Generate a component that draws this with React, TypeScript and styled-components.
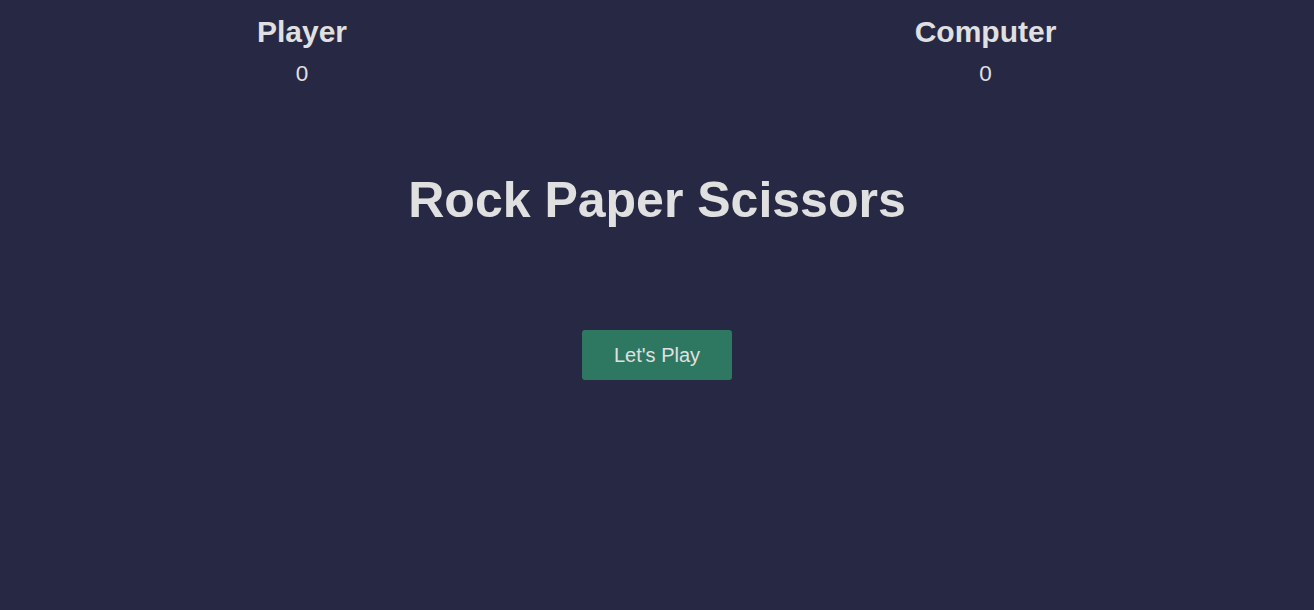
import React from "react";
import styled, { createGlobalStyle } from "styled-components";

const GlobalStyle = createGlobalStyle`
  html, body {
    margin: 0;
    padding: 0;
    background: #272844;
  }
  body {
    font-family: "Liberation Sans", Arial, sans-serif;
    color: #e0e0e0;
  }
`;

const Page = styled.main`
  min-height: 610px;
  padding-top: 15px;
  box-sizing: border-box;
  display: flex;
  flex-direction: column;
  align-items: center;
`;

const Scoreboard = styled.section`
  width: 100%;
  display: grid;
  grid-template-columns: 604fr 53fr 657fr;
`;

const ScoreColumn = styled.div<{ $col: number }>`
  grid-column: ${(p) => p.$col};
  display: flex;
  flex-direction: column;
  align-items: center;
`;

const Name = styled.h2`
  margin: 0;
  font-size: 30px;
  font-weight: 700;
  line-height: normal;
`;

const Score = styled.p`
  margin: 12px 0 0;
  font-size: 22.5px;
  line-height: normal;
`;

const Title = styled.h1`
  margin: 84px 0 0;
  font-size: 50px;
  font-weight: 700;
  line-height: normal;
  text-align: center;
`;

const PlayButton = styled.button`
  margin-top: 101px;
  width: 150px;
  height: 50px;
  border: none;
  border-radius: 3px;
  background: #2e7862;
  color: #e0e0e0;
  font-family: "Liberation Sans", Arial, sans-serif;
  font-size: 20px;
  cursor: pointer;
`;

export default function App() {
  return (
    <>
      <GlobalStyle />
      <Page>
        <Scoreboard>
          <ScoreColumn $col={1}>
            <Name>Player</Name>
            <Score>0</Score>
          </ScoreColumn>
          <ScoreColumn $col={3}>
            <Name>Computer</Name>
            <Score>0</Score>
          </ScoreColumn>
        </Scoreboard>
        <Title>Rock Paper Scissors</Title>
        <PlayButton>Let's Play</PlayButton>
      </Page>
    </>
  );
}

____

TASK GOAL:
Determine how many lines contain the word "React" and reply with that number alone.

WRITTEN ANSWER:
2